Multi-touch attribution shows all ads a customer interacted with before purchasing. This reveals which awareness and consideration ads actually contribute to revenue.

Tools like Hyros provide detailed attribution from first contact to final conversion. Users typically see a 20-30% improvement in ad ROI with better tracking methods.

You don't need to get bogged down in attribution models. Just understand that the first ad someone sees often matters as much as the last.

Run Monthly Data Audits (Because Tracking Breaks More Often Than You Think)

Tracking isn't 'set and forget'. New products, pages, and site updates break tracking. Regular audits catch problems before they waste significant budget.

Make this a monthly habit. It's a quick health check, not an overwhelming project.

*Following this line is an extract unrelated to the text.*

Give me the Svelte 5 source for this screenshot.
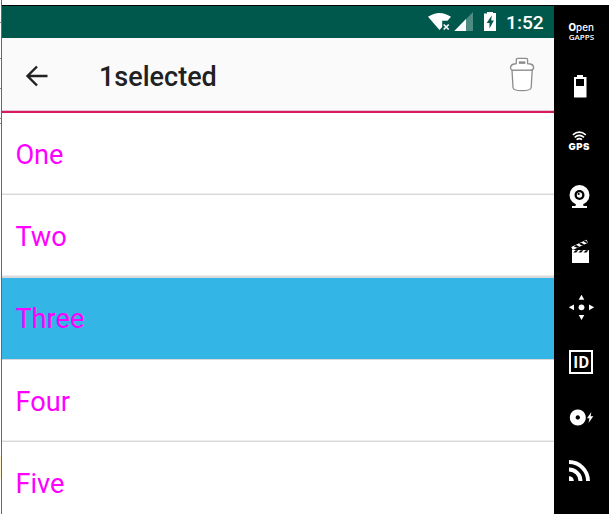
<script>
  const items = ['One', 'Two', 'Three', 'Four', 'Five'];
  const selected = 'Three';
</script>

<div class="window">
  <div class="edge">
    <i class="t1"></i><i class="t2"></i><i class="t3"></i><i class="t4"></i><i class="t5"></i><b></b>
  </div>
  <main class="screen">
    <header class="status">
      <svg class="signals" width="72" height="32" viewBox="0 0 72 32">
        <path d="M0 10.8Q11.5 3 23 10.8L19.5 14.8H14.2V21L11.5 24Z" fill="#fff" />
        <path d="M15.7 18.5l5 5m0-5l-5 5" stroke="#fff" stroke-width="1.7" />
        <path d="M45 6V25H26.3Z" fill="#4d8c82" />
        <path d="M38 13V25H26.3Z" fill="#fff" />
        <path d="M59 6.8V6h6v1h3v18H56V7.5h3Z" fill="#fff" />
        <path d="M63.7 9.5L58.7 17h2.8v5.5l4.4-8h-2.7Z" fill="#00574b" />
      </svg>
      <time>1:52</time>
    </header>
    <div class="toolbar">
      <svg class="back" width="24" height="24" viewBox="0 0 24 24">
        <path d="M22.5 12H3M12 2.5L2.5 12l9.5 9.5" fill="none" stroke="#212121" stroke-width="2.4" />
      </svg>
      <h1>1selected</h1>
      <svg class="trash" width="26" height="36" viewBox="0 0 26 36">
        <g fill="#fff" stroke="#8c8c8c" stroke-width="1.3">
          <path d="M3 13L4 30.5Q4.3 33.7 13 33.7T22.2 30.5L23.2 13Z" />
          <path d="M1.5 10.5Q2 7.6 5 7L7.3 6.6V3Q7.3 1.4 9 1.4H17Q18.6 1.4 18.6 3V6.6L21.4 7Q24.3 7.6 24.6 10.5Q24.6 13.2 21.5 13.2H4.7Q1.5 13.2 1.5 10.5Z" />
          <path d="M10.5 5H15.7V6.2H10.5Z" />
        </g>
      </svg>
    </div>
    <ul>
      {#each items as item}
        <li class:selected={item === selected}>{item}</li>
      {/each}
    </ul>
  </main>
  <aside>
    <svg viewBox="0 0 55 55">
      <text x="14.5" y="26.3" class="open" textLength="25.3"><tspan class="cap">O</tspan>pen</text>
      <text x="14.7" y="35" class="gapps" textLength="25.5" lengthAdjust="spacingAndGlyphs">GAPPS</text>
    </svg>
    <svg viewBox="0 0 55 55">
      <path d="M23 15h6v2h3.5v20.5H20V17h3ZM22 19v7h8v-7Z" fill-rule="evenodd" />
    </svg>
    <svg viewBox="0 0 55 55">
      <g fill="none" stroke="#fff" stroke-width="1.7">
        <path d="M18.8 19.8Q25.3 14.6 31.8 19.8M20.7 22.3Q25.3 18.5 30 22.3M22.6 24.6Q25.3 22.5 28 24.6" />
      </g>
      <text x="14.5" y="35" class="gps" textLength="21">GPS</text>
    </svg>
    <svg viewBox="0 0 55 55">
      <circle cx="25.5" cy="25" r="10" />
      <path d="M22 33.5h7l.5 2.5H33v2H18v-2h3.5Z" />
      <circle cx="25.5" cy="25" r="5" fill="#000" />
      <circle cx="25.5" cy="25" r="2.7" />
      <circle cx="24.7" cy="24" r="1.1" fill="#000" />
    </svg>
    <svg viewBox="0 0 55 55">
      <path d="M18 25H35V38H18ZM17.2 22L32.5 14.8l1.5 3L18.7 25Z" />
      <path d="M19.3 27.5l2.3-2.2h2.8L22.2 27.5ZM24.4 27.5l2.3-2.2h2.8L27.2 27.5ZM29.5 27.5l2.3-2.2h2.8L32.4 27.5ZM19.8 21.2l3.3 1.6 2.4-1.1-3.2-1.7ZM24.8 18.8l3.2 1.7 2.4-1.1-3.2-1.7ZM29.6 16.6l2.8 1.5 1.5-.7-2.4-1.8Z" fill="#000" />
    </svg>
    <svg viewBox="0 0 55 55">
      <circle cx="27.5" cy="27.3" r="2.9" />
      <path d="M27.5 14.7l2.8 5h-5.6ZM27.5 40l2.8-5h-5.6ZM14.8 27.3l5.2-2.9v5.8ZM40.2 27.3L35 24.4v5.8Z" />
    </svg>
    <svg viewBox="0 0 55 55">
      <rect x="16" y="16" width="22" height="22" fill="none" stroke="#fff" stroke-width="2" />
      <text x="19.2" y="33" class="id" textLength="16" lengthAdjust="spacingAndGlyphs">ID</text>
    </svg>
    <svg viewBox="0 0 55 55">
      <path d="M23.8 19.5a8 8 0 1 0 .01 0ZM23.8 25.3a2.2 2.2 0 1 1-.01 0Z" fill-rule="evenodd" />
      <path d="M37.3 22L33 28.3h2.5L34.5 33l4.8-6.8h-2.7Z" />
    </svg>
    <svg viewBox="0 0 55 55">
      <path d="M15 31.2A4.8 4.8 0 0 1 19.8 36H15Z" />
      <g fill="none" stroke="#fff" stroke-width="3.9">
        <path d="M15 24.5A11.5 11.5 0 0 1 26.5 36M15 17A19 19 0 0 1 34 36" />
      </g>
    </svg>
  </aside>
</div>

<style>
  :global(body) { background: #fff; overflow: hidden; }
  .window {
    display: grid;
    grid-template-columns: 2px 552px 55px;
    height: 514px;
    overflow: hidden;
    box-sizing: border-box;
    padding-top: 5px;
    font-family: Roboto, sans-serif;
  }
  .edge { position: relative; border-right: 1px solid #66696b; margin-top: -5px; }
  .edge i, .edge b { position: absolute; left: 0; width: 1px; height: 1px; background: #888; }
  .t1 { top: 22px; }
  .t2 { top: 58px; }
  .t3 { top: 88px; }
  .t4 { top: 118px; }
  .t5 { top: 123px; }
  .edge b { top: 456px; height: 23px; background: #fff5cf; }
  .screen { border-top: 1px solid #000; overflow: hidden; }
  .status {
    height: 32px;
    background: #00574b;
    color: #fff;
    display: flex;
    align-items: flex-start;
    justify-content: flex-end;
    padding-right: 10px;
  }
  .signals { margin-right: 6px; }
  time { width: 38px; font-size: 19.2px; line-height: 32px; font-weight: 500; white-space: nowrap; padding-top: 1px; }
  .toolbar {
    height: 73px;
    background: #fafafa;
    border-bottom: 2px solid #d81b60;
    box-shadow: inset 0 -1px #e6c3d0;
    display: flex;
    align-items: center;
    padding: 0 19px 0 23px;
  }
  .back { margin-top: 2px; }
  h1 { flex: 1; margin: 5px 0 0 50px; font-size: 27px; line-height: 32px; font-weight: 500; color: #212121; }
  .trash { margin-top: 1px; }
  ul { margin: 0; padding: 0; list-style: none; }
  li {
    height: 82.2px;
    box-sizing: border-box;
    border-bottom: 1px solid #d9d9d9;
    box-shadow: inset 0 -1px #eee;
    padding: 1px 13.4px 0;
    font-size: 27.2px;
    line-height: 82px;
    color: #f0f;
  }
  .selected { background: #33b5e5; box-shadow: inset 0 1px #dcdcdc; }
  aside { background: #000; display: flex; flex-direction: column; overflow: hidden; }
  aside svg { width: 55px; height: 55px; flex: none; fill: #fff; }
  .open { font: 500 9.8px/1 Inter, sans-serif; }
  .cap { font-weight: 800; }
  .gapps { font: 600 7px/1 "Open Sans", sans-serif; }
  .gps { font: 900 9.6px/1 Inter, sans-serif; }
  .id { font: 700 15.5px/1 "Open Sans", sans-serif; }
</style>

Compare Facebook Reported Revenue to Actual Bank Deposits

Compare Facebook's reported revenue to actual bank deposits or accounting records. Significant gaps indicate tracking problems that need immediate attention.

Document the gap percentage. Track improvement over time. Perfect alignment isn't realistic—refunds, cancellations, and payment delays create some variance. But a 30% gap means something's broken.

Check for New Products, Pages, or Funnels That Aren't Being Tracked

New products or landing pages often launch without proper tracking setup. Audit recent site changes, new funnels, or product launches for tracking gaps.

Even small untracked segments create misleading data that throws off optimisation. Facebook thinks certain ads don't work when they're actually driving sales you're not tracking.

You don't need a formal change log. Just review recent campaigns and check whether tracking is in place.

From Guesswork to Growth: What Happens When Facebook Finally Sees Your Real Numbers

When Facebook optimises for actual revenue instead of phantom conversions, performance improves. The algorithm learns faster. Budget flows toward ads that actually work.

Better tracking enables 20-30% improvement in ad ROI. Not because the ads changed, but because Facebook can finally see what's working.

The revenue black hole is closed. You're no longer guessing which ads drive sales. You know.